Everything in the Tour is about time. As Martin shared with me: “It takes me a few days to get out of this constant time pressure. During the Tour, there is always something to do and we always have to do it in as little time as possible – travel, media, rest, sleep. At home, I constantly feel like I should be doing something.” And even with that pressure, he doesn’t seem to have grown an aversion to being timed: “I have a splendid Tissot at home, but I am not bringing it on the Tour. I would be too afraid to lose it with all the travelling we do.” With the Tissot team as timers, he surely doesn’t need it anyway.
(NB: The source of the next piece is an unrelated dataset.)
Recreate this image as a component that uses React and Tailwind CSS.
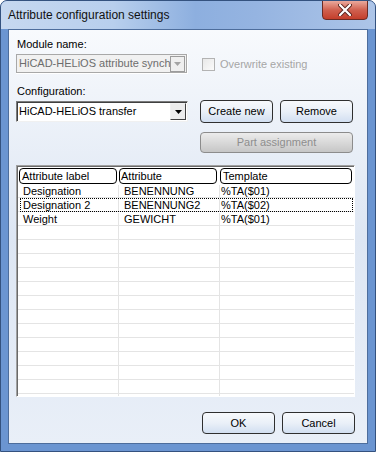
import React from 'react'

const rows = [
  { label: 'Designation', attr: 'BENENNUNG', tpl: '%TA($01)' },
  { label: 'Designation 2', attr: 'BENENNUNG2', tpl: '%TA($02)', focus: true },
  { label: 'Weight', attr: 'GEWICHT', tpl: '%TA($01)' },
]

function DropArrow({ color }) {
  return (
    <svg width="7" height="4" viewBox="0 0 7 4">
      <path d="M0 0h7L3.5 4z" fill={color} />
    </svg>
  )
}

function Button({ children, className = '' }) {
  return (
    <div
      className={
        'flex items-center justify-center rounded-[4px] border border-[#2f2f2f] bg-gradient-to-b from-[#f7f9fc] via-[#eaf0f8] to-[#d2dff1] text-black ' +
        className
      }
    >
      {children}
    </div>
  )
}

export default function App() {
  const empty = Array.from({ length: 13 })
  return (
    <div
      className="relative flex h-[452px] w-[376px] flex-col overflow-hidden rounded-t-[7px] border border-[#34527f] bg-[#6b95d1] text-[11px] leading-[13px]"
      style={{ fontFamily: '"Liberation Sans", Arial, sans-serif' }}
    >
      <div className="flex h-[28px] shrink-0 items-center bg-[linear-gradient(90deg,#c6d8f0_0%,#b8cfed_30%,#8dafdf_52%,#95b4e1_68%,#adc5e8_100%)] pl-[7px]">
        <span className="text-[12px] text-[#111]">Attribute configuration settings</span>
      </div>

      <div className="absolute right-[7px] top-[-1px] flex h-[20px] w-[46px] items-center justify-center rounded-b-[4px] border border-[#6b2b24] bg-gradient-to-b from-[#e9a99d] via-[#d0604f] to-[#c43e2a]">
        <svg width="14" height="12" viewBox="0 0 14 12">
          <path d="M2 1l10 10M12 1L2 11" stroke="#5a2620" strokeWidth="4" strokeLinecap="round" />
          <path d="M2 1l10 10M12 1L2 11" stroke="#ffffff" strokeWidth="2.2" strokeLinecap="round" />
        </svg>
      </div>

      <div className="flex flex-1 flex-col px-[7px] pb-[7px]">
        <div className="flex flex-1 flex-col border border-[#4d6d9c] bg-gradient-to-b from-[#f8fafd] via-[#dde6f3] to-[#e9eff8] px-[7px] pt-[8px]">
          <div className="ml-[1px] h-[13px]">Module name:</div>
          <div className="mt-[3px] flex items-center">
            <div className="flex h-[20px] w-[172px] items-center border-b border-r border-white">
              <div className="flex h-full min-w-0 flex-1 items-center border border-[#a8a8a8] bg-[#f1f1f1] pl-[2px]">
                <span className="min-w-0 flex-1 overflow-hidden whitespace-nowrap text-[#6d6d6d]">
                  HiCAD-HELiOS attribute synchronization
                </span>
                <div className="mr-[1px] flex h-[16px] w-[15px] shrink-0 items-center justify-center border border-[#9c9c9c] bg-[#efefef]">
                  <DropArrow color="#a3a3a3" />
                </div>
              </div>
            </div>
            <div className="ml-[14px] h-[13px] w-[13px] shrink-0 border border-[#b3b3b3] bg-gradient-to-br from-[#e8e8e8] to-[#fbfbfb]" />
            <span className="ml-[5px] whitespace-nowrap text-[#a6a6a6]">Overwrite existing</span>
          </div>

          <div className="flex items-end">
            <div className="flex w-[172px] flex-col">
              <div className="ml-[1px] mt-[11px] h-[13px]">Configuration:</div>
              <div className="mt-[3px] flex h-[21px] items-center border border-b-[#f0f0f0] border-l-[#7a7a7a] border-r-[#f0f0f0] border-t-[#7a7a7a] bg-white pl-[2px] shadow-[inset_1px_1px_0_#404040]">
                <span className="min-w-0 flex-1 whitespace-nowrap text-black">HiCAD-HELiOS transfer</span>
                <div className="mr-[1px] flex h-[17px] w-[16px] shrink-0 items-center justify-center border border-b-[#404040] border-l-[#f0f0f0] border-r-[#404040] border-t-[#f0f0f0] bg-[#ececec]">
                  <DropArrow color="#000" />
                </div>
              </div>
            </div>
            <div className="mb-[-1px] ml-[12px] flex gap-[7px]">
              <Button className="h-[23px] w-[73px]">Create new</Button>
              <Button className="h-[23px] w-[73px]">Remove</Button>
            </div>
          </div>

          <div className="ml-[184px] mt-[10px] flex h-[21px] w-[153px] items-center justify-center rounded-[4px] border border-[#8c8c8c] bg-gradient-to-b from-[#ececec] to-[#c6c6c6] text-[#8e8e8e]">
            Part assignment
          </div>

          <div className="mt-[12px] h-[232px] w-[339px] border border-b-white border-l-[#a0a0a0] border-r-white border-t-[#a0a0a0]">
            <div className="h-full overflow-hidden border-l border-t border-[#696969] bg-white">
              <div className="flex h-[17px] gap-[2px] pl-[1px] pt-[1px]">
                <div className="h-[16px] w-[98px] rounded-[4px] border border-black bg-white pl-[2px] leading-[14px]">Attribute label</div>
                <div className="h-[16px] w-[98px] rounded-[4px] border border-black bg-white pl-[1px] leading-[14px]">Attribute</div>
                <div className="ml-[1px] h-[16px] w-[132px] rounded-[4px] border border-black bg-white pl-[2px] leading-[14px]">Template</div>
              </div>
              {rows.map((r) => (
                <div key={r.label} className="relative grid h-[14px] grid-cols-[101px_101px_1fr] border-b border-[#e4e4e4] pt-[1px] leading-[13px]">
                  <div className="border-r border-[#e4e4e4] pl-[5px]">{r.label}</div>
                  <div className="border-r border-[#e4e4e4] pl-[5px]">{r.attr}</div>
                  <div className="pl-[1px]">{r.tpl}</div>
                  {r.focus && (
                    <div className="absolute bottom-[-1px] left-[2px] right-[1px] top-0 border border-dotted border-black" />
                  )}
                </div>
              ))}
              {empty.map((_, i) => (
                <div key={i} className="grid h-[14px] grid-cols-[101px_101px_1fr] border-b border-[#e4e4e4]">
                  <div className="border-r border-[#e4e4e4]" />
                  <div className="border-r border-[#e4e4e4]" />
                  <div />
                </div>
              ))}
            </div>
          </div>

          <div className="ml-[186px] mt-[15px] flex gap-[7px]">
            <Button className="h-[22px] w-[73px]">OK</Button>
            <Button className="h-[22px] w-[73px]">Cancel</Button>
          </div>
        </div>
      </div>
    </div>
  )
}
Everything is in constant motion on the Tour. When the cyclists start each stage, preceded by the advertising vehicles and followed by the motorcade of journalists, the organisational staff are already packing their suitcases for the next destination. As soon as the last cyclist of the peloton crosses the finish line, seats and stands are taken down, commentators wrap up their stories and buses packed with exhausted athletes make their way to the next place on the map, day after day, for two whole weeks. The Tour has been working like clockwork for over a century, which is probably why it has such an affinity with its Official Timekeeper Tissot and vice versa. I just wish I could have packed up and joined them for a few more days, but alas, my legs are aching so much that it is probably best if I continue to watch the Tour from in front of my television set, although it won’t be quite the same, as my memories with Tissot will now forever be part of the Tour de France.